* START Given material *

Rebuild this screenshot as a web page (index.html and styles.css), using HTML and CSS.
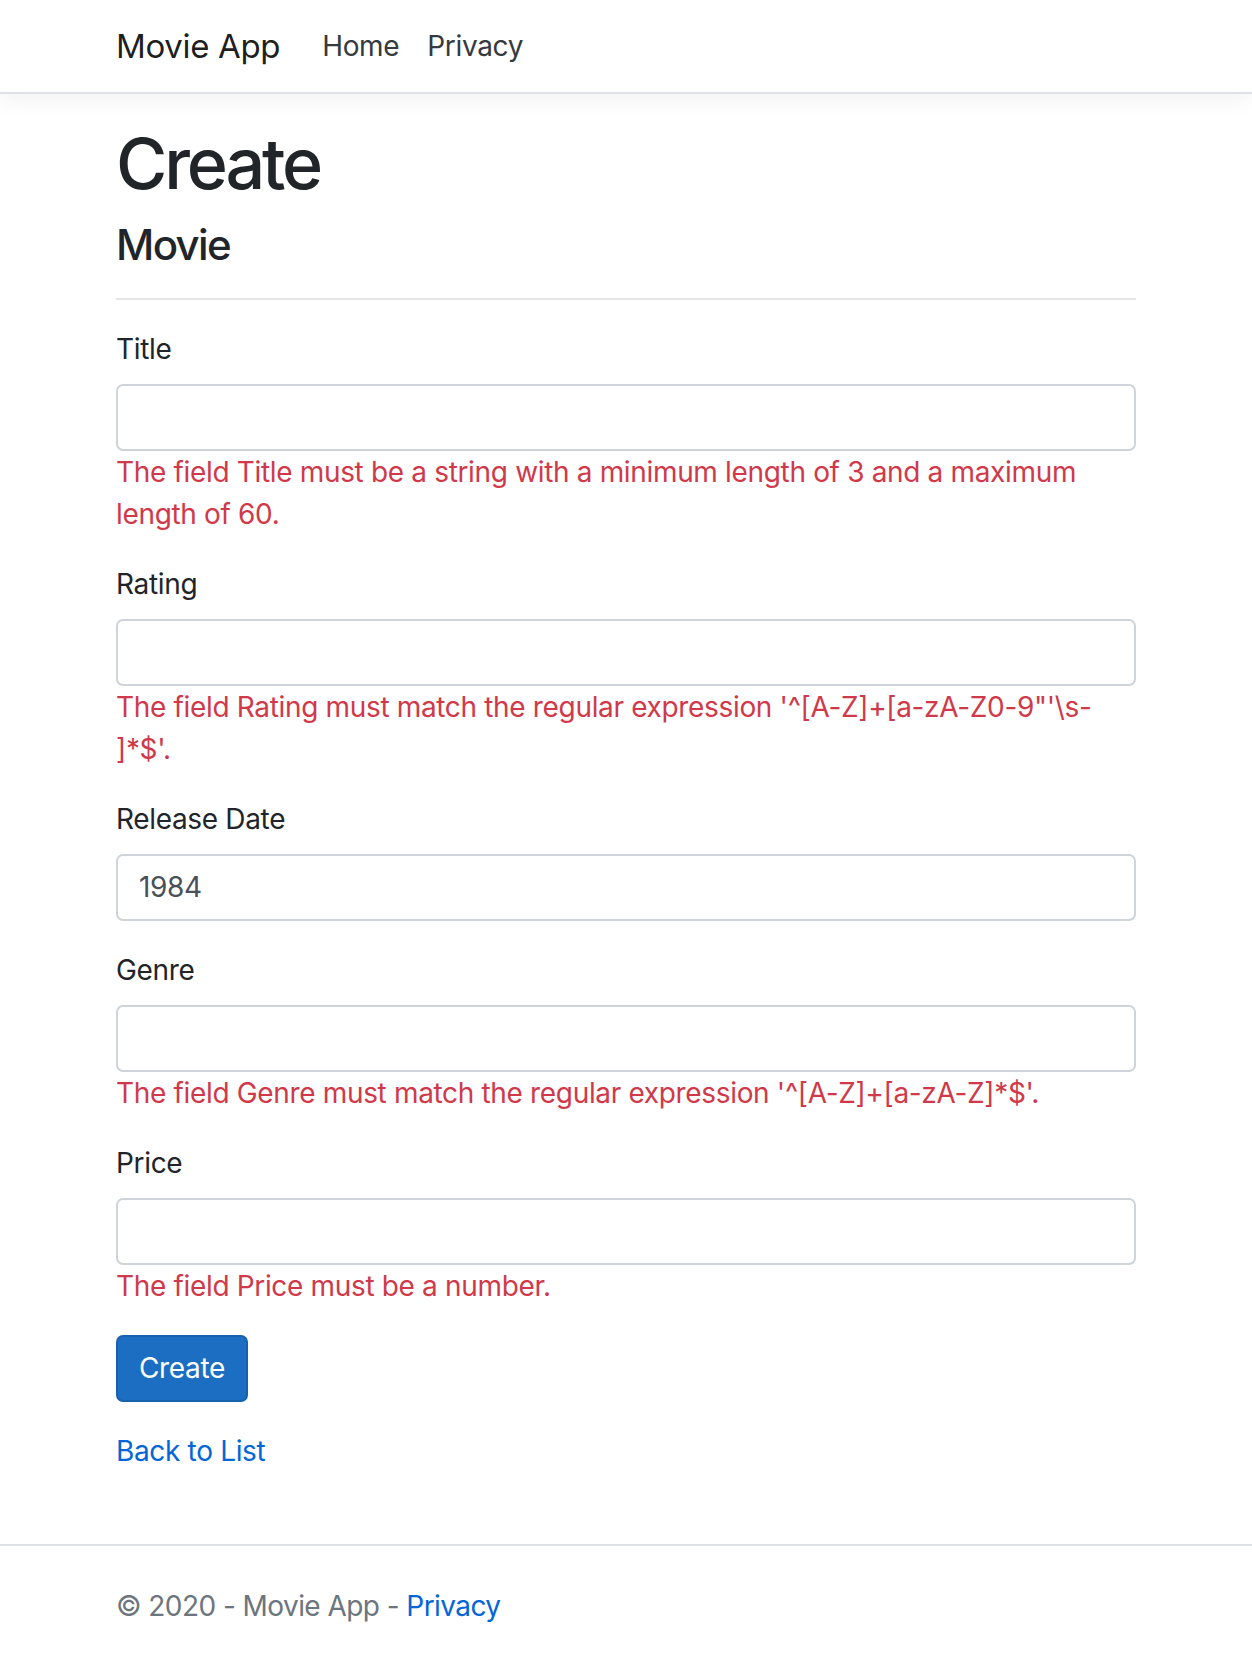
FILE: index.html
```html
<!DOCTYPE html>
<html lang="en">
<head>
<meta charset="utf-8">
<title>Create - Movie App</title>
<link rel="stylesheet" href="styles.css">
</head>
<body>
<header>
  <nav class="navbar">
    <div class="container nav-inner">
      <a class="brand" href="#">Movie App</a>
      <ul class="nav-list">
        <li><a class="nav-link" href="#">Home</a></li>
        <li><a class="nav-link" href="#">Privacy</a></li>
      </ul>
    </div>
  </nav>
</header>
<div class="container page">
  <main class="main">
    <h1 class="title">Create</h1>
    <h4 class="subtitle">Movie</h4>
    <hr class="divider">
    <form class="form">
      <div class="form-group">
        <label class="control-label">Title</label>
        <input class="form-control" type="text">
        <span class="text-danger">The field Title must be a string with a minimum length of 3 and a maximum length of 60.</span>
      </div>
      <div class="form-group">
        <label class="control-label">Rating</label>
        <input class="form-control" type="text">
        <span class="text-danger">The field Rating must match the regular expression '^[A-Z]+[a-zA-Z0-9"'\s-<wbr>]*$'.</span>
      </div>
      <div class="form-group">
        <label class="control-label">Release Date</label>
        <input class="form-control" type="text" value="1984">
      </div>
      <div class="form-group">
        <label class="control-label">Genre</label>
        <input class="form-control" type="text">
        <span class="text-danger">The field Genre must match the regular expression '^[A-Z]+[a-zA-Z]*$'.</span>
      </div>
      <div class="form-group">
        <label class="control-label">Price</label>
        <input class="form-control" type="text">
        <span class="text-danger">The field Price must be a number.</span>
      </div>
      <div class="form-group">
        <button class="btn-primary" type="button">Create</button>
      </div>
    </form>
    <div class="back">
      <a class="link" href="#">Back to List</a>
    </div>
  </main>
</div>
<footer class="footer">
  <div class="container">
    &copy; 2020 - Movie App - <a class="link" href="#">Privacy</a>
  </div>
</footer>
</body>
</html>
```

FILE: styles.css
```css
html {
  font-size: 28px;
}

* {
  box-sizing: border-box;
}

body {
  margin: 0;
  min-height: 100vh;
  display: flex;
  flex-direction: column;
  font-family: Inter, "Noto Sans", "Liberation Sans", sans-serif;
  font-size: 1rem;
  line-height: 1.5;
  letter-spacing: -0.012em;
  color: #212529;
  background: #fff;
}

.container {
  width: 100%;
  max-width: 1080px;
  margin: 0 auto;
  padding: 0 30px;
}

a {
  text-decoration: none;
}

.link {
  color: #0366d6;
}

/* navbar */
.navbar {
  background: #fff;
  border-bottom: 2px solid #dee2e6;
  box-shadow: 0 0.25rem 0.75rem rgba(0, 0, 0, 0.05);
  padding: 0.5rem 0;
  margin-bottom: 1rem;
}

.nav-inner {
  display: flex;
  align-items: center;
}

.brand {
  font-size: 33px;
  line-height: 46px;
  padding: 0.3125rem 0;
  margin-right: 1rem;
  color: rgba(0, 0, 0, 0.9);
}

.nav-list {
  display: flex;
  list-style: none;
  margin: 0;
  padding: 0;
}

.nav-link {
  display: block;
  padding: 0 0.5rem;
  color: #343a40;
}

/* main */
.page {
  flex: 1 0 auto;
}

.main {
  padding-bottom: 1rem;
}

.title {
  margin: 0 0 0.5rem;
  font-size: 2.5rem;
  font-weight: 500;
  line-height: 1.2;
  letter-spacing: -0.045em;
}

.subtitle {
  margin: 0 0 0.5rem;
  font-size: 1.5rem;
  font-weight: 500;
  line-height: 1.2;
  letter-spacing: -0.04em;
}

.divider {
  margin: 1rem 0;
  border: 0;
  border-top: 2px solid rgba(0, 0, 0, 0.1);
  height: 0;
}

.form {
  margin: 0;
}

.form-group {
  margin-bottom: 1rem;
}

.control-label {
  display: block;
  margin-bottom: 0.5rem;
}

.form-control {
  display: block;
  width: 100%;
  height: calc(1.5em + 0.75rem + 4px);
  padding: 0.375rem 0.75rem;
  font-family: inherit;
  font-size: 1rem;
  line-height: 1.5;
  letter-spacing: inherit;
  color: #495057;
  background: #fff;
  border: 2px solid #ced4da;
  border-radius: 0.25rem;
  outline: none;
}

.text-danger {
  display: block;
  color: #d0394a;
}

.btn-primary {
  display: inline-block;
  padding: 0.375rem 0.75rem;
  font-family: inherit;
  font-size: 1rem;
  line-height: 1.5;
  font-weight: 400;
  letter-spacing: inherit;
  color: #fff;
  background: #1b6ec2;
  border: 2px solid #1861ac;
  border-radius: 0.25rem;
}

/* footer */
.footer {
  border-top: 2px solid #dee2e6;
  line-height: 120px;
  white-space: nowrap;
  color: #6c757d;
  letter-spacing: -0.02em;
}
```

* END Given material *

:: Request ::
Quote the material word for word, dropping any images it holds.

:: Worked solution ::
Rebuild this screenshot as a web page (index.html and styles.css), using HTML and CSS.
FILE: index.html
```html
<!DOCTYPE html>
<html lang="en">
<head>
<meta charset="utf-8">
<title>Create - Movie App</title>
<link rel="stylesheet" href="styles.css">
</head>
<body>
<header>
  <nav class="navbar">
    <div class="container nav-inner">
      <a class="brand" href="#">Movie App</a>
      <ul class="nav-list">
        <li><a class="nav-link" href="#">Home</a></li>
        <li><a class="nav-link" href="#">Privacy</a></li>
      </ul>
    </div>
  </nav>
</header>
<div class="container page">
  <main class="main">
    <h1 class="title">Create</h1>
    <h4 class="subtitle">Movie</h4>
    <hr class="divider">
    <form class="form">
      <div class="form-group">
        <label class="control-label">Title</label>
        <input class="form-control" type="text">
        <span class="text-danger">The field Title must be a string with a minimum length of 3 and a maximum length of 60.</span>
      </div>
      <div class="form-group">
        <label class="control-label">Rating</label>
        <input class="form-control" type="text">
        <span class="text-danger">The field Rating must match the regular expression '^[A-Z]+[a-zA-Z0-9"'\s-<wbr>]*$'.</span>
      </div>
      <div class="form-group">
        <label class="control-label">Release Date</label>
        <input class="form-control" type="text" value="1984">
      </div>
      <div class="form-group">
        <label class="control-label">Genre</label>
        <input class="form-control" type="text">
        <span class="text-danger">The field Genre must match the regular expression '^[A-Z]+[a-zA-Z]*$'.</span>
      </div>
      <div class="form-group">
        <label class="control-label">Price</label>
        <input class="form-control" type="text">
        <span class="text-danger">The field Price must be a number.</span>
      </div>
      <div class="form-group">
        <button class="btn-primary" type="button">Create</button>
      </div>
    </form>
    <div class="back">
      <a class="link" href="#">Back to List</a>
    </div>
  </main>
</div>
<footer class="footer">
  <div class="container">
    &copy; 2020 - Movie App - <a class="link" href="#">Privacy</a>
  </div>
</footer>
</body>
</html>
```

FILE: styles.css
```css
html {
  font-size: 28px;
}

* {
  box-sizing: border-box;
}

body {
  margin: 0;
  min-height: 100vh;
  display: flex;
  flex-direction: column;
  font-family: Inter, "Noto Sans", "Liberation Sans", sans-serif;
  font-size: 1rem;
  line-height: 1.5;
  letter-spacing: -0.012em;
  color: #212529;
  background: #fff;
}

.container {
  width: 100%;
  max-width: 1080px;
  margin: 0 auto;
  padding: 0 30px;
}

a {
  text-decoration: none;
}

.link {
  color: #0366d6;
}

/* navbar */
.navbar {
  background: #fff;
  border-bottom: 2px solid #dee2e6;
  box-shadow: 0 0.25rem 0.75rem rgba(0, 0, 0, 0.05);
  padding: 0.5rem 0;
  margin-bottom: 1rem;
}

.nav-inner {
  display: flex;
  align-items: center;
}

.brand {
  font-size: 33px;
  line-height: 46px;
  padding: 0.3125rem 0;
  margin-right: 1rem;
  color: rgba(0, 0, 0, 0.9);
}

.nav-list {
  display: flex;
  list-style: none;
  margin: 0;
  padding: 0;
}

.nav-link {
  display: block;
  padding: 0 0.5rem;
  color: #343a40;
}

/* main */
.page {
  flex: 1 0 auto;
}

.main {
  padding-bottom: 1rem;
}

.title {
  margin: 0 0 0.5rem;
  font-size: 2.5rem;
  font-weight: 500;
  line-height: 1.2;
  letter-spacing: -0.045em;
}

.subtitle {
  margin: 0 0 0.5rem;
  font-size: 1.5rem;
  font-weight: 500;
  line-height: 1.2;
  letter-spacing: -0.04em;
}

.divider {
  margin: 1rem 0;
  border: 0;
  border-top: 2px solid rgba(0, 0, 0, 0.1);
  height: 0;
}

.form {
  margin: 0;
}

.form-group {
  margin-bottom: 1rem;
}

.control-label {
  display: block;
  margin-bottom: 0.5rem;
}

.form-control {
  display: block;
  width: 100%;
  height: calc(1.5em + 0.75rem + 4px);
  padding: 0.375rem 0.75rem;
  font-family: inherit;
  font-size: 1rem;
  line-height: 1.5;
  letter-spacing: inherit;
  color: #495057;
  background: #fff;
  border: 2px solid #ced4da;
  border-radius: 0.25rem;
  outline: none;
}

.text-danger {
  display: block;
  color: #d0394a;
}

.btn-primary {
  display: inline-block;
  padding: 0.375rem 0.75rem;
  font-family: inherit;
  font-size: 1rem;
  line-height: 1.5;
  font-weight: 400;
  letter-spacing: inherit;
  color: #fff;
  background: #1b6ec2;
  border: 2px solid #1861ac;
  border-radius: 0.25rem;
}

/* footer */
.footer {
  border-top: 2px solid #dee2e6;
  line-height: 120px;
  white-space: nowrap;
  color: #6c757d;
  letter-spacing: -0.02em;
}
```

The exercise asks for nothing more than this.